I don't want to go down the morals of each route. Lets just say I was thinking of ditching my PC which is running Quad SLi 9800GX2's, water cooling and a Q6600 at 3.6GHZ, 16GB RAM and 64Bit Windows 7

It's not a fair to compare an iMac with that at all, but Mac Pro's would be more than double what it cost me to put the PC together. A Dell XPS, whilst not having OLED can come with a high end 24" monitor or 30" monitor and the standard Nvidia 280's rip the guts out of the Radeon 4850 the iMac's come with.

I can't shoot things in real life any more, am to old to go back in the mob so vent my frustrations on FPS games :) I was considering tidying up the office and going for a full Mac transition, I can see so much potential in the iMac but apple seem to be letting it drop by the wayside.
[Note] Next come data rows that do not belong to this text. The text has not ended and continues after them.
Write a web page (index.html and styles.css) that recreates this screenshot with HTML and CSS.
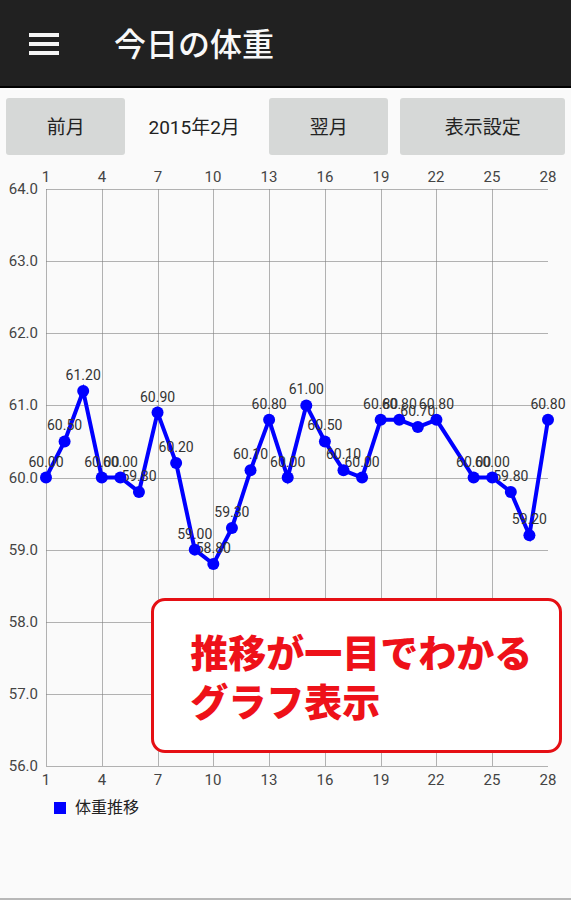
FILE: index.html
```html
<!DOCTYPE html>
<html lang="ja">
<head>
  <meta charset="UTF-8" />
  <meta name="viewport" content="width=device-width, initial-scale=1" />
  <title>今日の体重</title>
  <link rel="stylesheet" href="styles.css">
</head>
<body>

  <header class="header">
    <button class="menu-btn" type="button" aria-label="メニュー">
      <svg width="32" height="24" viewBox="0 0 32 24" fill="#f5f5f5">
        <rect x="1" y="1" width="30" height="4" />
        <rect x="1" y="10" width="30" height="4" />
        <rect x="1" y="19" width="30" height="4" />
      </svg>
    </button>
    <h1>今日の体重</h1>
  </header>

  <main>
    <div class="toolbar">
      <button type="button">前月</button>
      <span class="month">2015年2月</span>
      <button type="button">翌月</button>
      <button type="button">表示設定</button>
    </div>

    <div class="chart-wrap">
      <svg id="chart" class="chart" viewBox="0 0 571 625" role="img" aria-label="体重推移"></svg>
      <p class="callout">推移が一目でわかる<br>グラフ表示</p>
    </div>

    <div class="legend"><span class="swatch"></span>体重推移</div>
  </main>

  <script src="chart.js"></script>
</body>
</html>
```

FILE: styles.css
```css
* {
  box-sizing: border-box;
}

body {
  margin: 0;
  min-height: 100vh;
  background-color: #fafafa;
  border-bottom: 2px solid #b8b8b8;
  color: #222;
  font-family: Roboto, 'Noto Sans CJK JP', sans-serif;
}

.header {
  display: flex;
  align-items: center;
  gap: 54px;
  height: 88px;
  padding-top: 2px;
  padding-left: 28px;
  background-color: #212121;
  border-bottom: 2px solid #000;
}

.header h1 {
  margin: 0;
  padding-top: 2px;
  color: #f8f8f8;
  font-size: 32px;
  font-weight: 500;
  line-height: 48px;
}

.menu-btn {
  display: flex;
  padding: 0;
  border: none;
  background: none;
  cursor: pointer;
}

.toolbar {
  display: grid;
  grid-template-columns: 119fr 119fr 119fr 164fr;
  gap: 12px;
  padding: 10px 6px;
}

.toolbar button,
.month {
  height: 57px;
  padding: 2px 0 0;
  color: #222;
  font-family: inherit;
  font-size: 19px;
  line-height: 55px;
  text-align: center;
  white-space: nowrap;
}

.toolbar .month {
  padding-right: 6px;
}

.toolbar button {
  border: none;
  border-radius: 3px;
  background-color: #d6d8d7;
  cursor: pointer;
}

.chart-wrap {
  position: relative;
}

.chart {
  display: block;
  width: 100%;
}

.grid-line {
  stroke: #808080;
  stroke-opacity: 0.6;
  stroke-width: 1;
}

.axis-label {
  fill: #444;
  font-size: 15px;
}

.value-label {
  fill: #333;
  font-size: 14px;
  text-anchor: middle;
}

.x-label {
  text-anchor: middle;
}

.y-label {
  text-anchor: end;
}

.line {
  fill: none;
  stroke: #00f;
  stroke-width: 4;
}

.dot {
  fill: #00f;
}

/* message box over the lower part of the chart */
.callout {
  position: absolute;
  top: 69.2%;
  left: 26.5%;
  right: 1.6%;
  margin: 0;
  padding: 25px 36px 26px;
  border: 3px solid #e50f14;
  border-radius: 14px;
  background-color: #fff;
  color: #ee1119;
  font-family: 'Noto Sans CJK JP', sans-serif;
  font-size: 38px;
  font-weight: 900;
  line-height: 49px;
  white-space: nowrap;
}

.legend {
  display: flex;
  align-items: center;
  gap: 9px;
  margin-top: 6px;
  padding-left: 54px;
  font-size: 16px;
  line-height: 24px;
}

.swatch {
  width: 12px;
  height: 12px;
  background-color: #00f;
}
```

FILE: chart.js
```js
// [day, weight]
const weights = [
  [1, 60.0], [2, 60.5], [3, 61.2], [4, 60.0], [5, 60.0], [6, 59.8], [7, 60.9],
  [8, 60.2], [9, 59.0], [10, 58.8], [11, 59.3], [12, 60.1], [13, 60.8], [14, 60.0],
  [15, 61.0], [16, 60.5], [17, 60.1], [18, 60.0], [19, 60.8], [20, 60.8], [21, 60.7],
  [22, 60.8], [24, 60.0], [25, 60.0], [26, 59.8], [27, 59.2], [28, 60.8]
];

const plot = { left: 46, right: 548, top: 24, bottom: 601 };
const minY = 56, maxY = 64, lastDay = 28;
const chart = document.getElementById('chart');

const px = day => plot.left + (day - 1) * (plot.right - plot.left) / (lastDay - 1);
const py = kg => plot.bottom - (kg - minY) * (plot.bottom - plot.top) / (maxY - minY);

function add(tag, attrs, text) {
  const el = document.createElementNS('http://www.w3.org/2000/svg', tag);
  for (const key in attrs) el.setAttribute(key, attrs[key]);
  if (text !== undefined) el.textContent = text;
  chart.appendChild(el);
}

// Horizontal grid and weight labels
for (let kg = minY; kg <= maxY; kg++) {
  const y = Math.round(py(kg));
  add('line', { class: 'grid-line', x1: plot.left, x2: plot.right, y1: y + 0.5, y2: y + 0.5 });
  add('text', { class: 'axis-label y-label', x: 38, y: y + 5 }, kg.toFixed(1));
}

// Vertical grid and day labels
for (let day = 1; day <= lastDay; day += 3) {
  const x = Math.round(px(day));
  if (day < lastDay) {
    add('line', { class: 'grid-line', x1: x + 0.5, x2: x + 0.5, y1: plot.top, y2: plot.bottom });
  }
  add('text', { class: 'axis-label x-label', x: x, y: plot.top - 7 }, day);
  add('text', { class: 'axis-label x-label', x: x, y: plot.bottom + 19 }, day);
}

add('polyline', { class: 'line', points: weights.map(([d, kg]) => px(d) + ',' + py(kg)).join(' ') });
weights.forEach(([d, kg]) => add('text', { class: 'value-label', x: px(d), y: py(kg) - 11 }, kg.toFixed(2)));
weights.forEach(([d, kg]) => add('circle', { class: 'dot', cx: px(d), cy: py(kg), r: 6 }));
```
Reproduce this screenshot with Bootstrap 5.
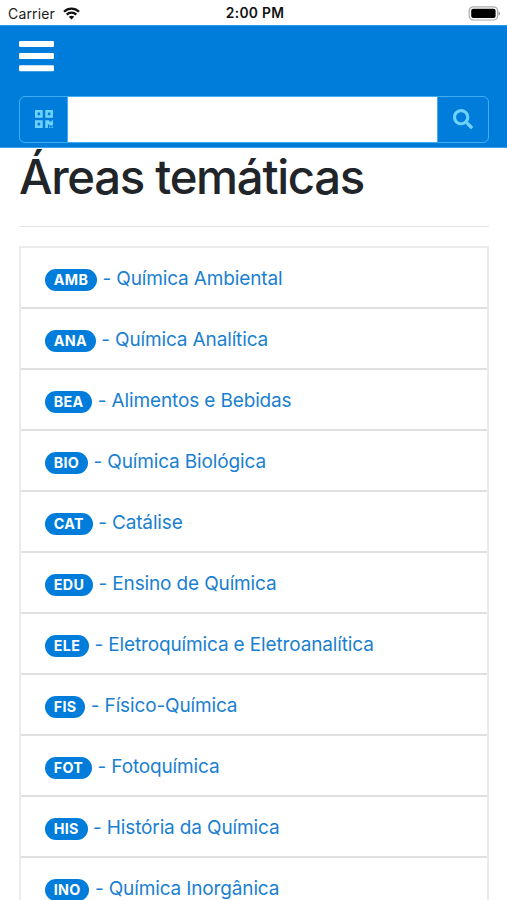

Before we head down the horn locking route, consider that I am typing this on my MBP which I am very very happy with, have had 2 iPhones and have no desire to switch to a different "phone", I just accept that Mac's like PC's are not perfect, some people (and I don't know you so can't class you as one) won't accept that they have faults......

Simples :)

I think the stand-alone desktop PC is coming to the end of it's road.

I think the near future is a box of some kind that sits under the stairs, serves several terminals or laptops/netbooks/tablets round the house, securely connects to the net & backs up regularly. There is already a Microsoft based box that does this (Dell/HP?) & Apple are moving towards this with the Time Capsule etc.

As for the iMacs, don't buy just yet; they're due an upgrade/price drop: -> Mac Buyer's Guide: Know When to Buy Your Mac, iPod or iPhone

Before we head down the horn locking route, consider that I am typing this on my MBP which I am very very happy with, have had 2 iPhones and have no desire to switch to a different "phone", I just accept that Mac's like PC's are not perfect, some people (and I don't know you so can't class you as one) won't accept that they have faults......

I've been using Macs (and PCs for that matter) for the last 25 years. I know they have faults, and I don't by any means mean to lock horns or irritate. I know it's often seen as a 'fanboy' attitude but I honestly don't think direct comparisons between Mac and PC work. If you added an OLED screen and the graphics card you want to an iMac you'd end up with something that would make the low-end Mac Pro look value for money. It's just not what Apple are aiming for.

Whilst I despise Windows and think MacOS is a much nicer place to live, I often happily reccomend people to build a PC for, even casual, gaming as Apple simply don't cater for that market yet. There isn't really a best-of-both-worlds solution out there. Until recently I had a separate PC rig for my gaming. Now due to cost and space I've just dropped the PC and just boot up ScummVM to pretend I'm 11 again when I want a gaming fix.

  • Author

Been a week since its released. Anybody got it yet? :rolleyes:

Cut my teeth on Windows XP in 2005 so to speak, then 2 years later 2007 went iMac 'Tiger' and using boot-camp, had Windows XP installed.

Moving from 'Tiger' to 'Leopard' was smooth, got son-in-law to install for me.LOL

Now I see 'Snow Leopard' not crystal clear advantages I would benefit so will save the £25 upgrade cost and wait for next generation.

I find navigating the iMac difficult as compared to Windows XP, even flipping through photos asking for one preview after another just fills screen up, then I have to delete one at a time.

I know this will cause a stir (not intentional) Apple versus Windows!! but add Apple needs Windows for countless programs it hasn't got of it's own, sorry.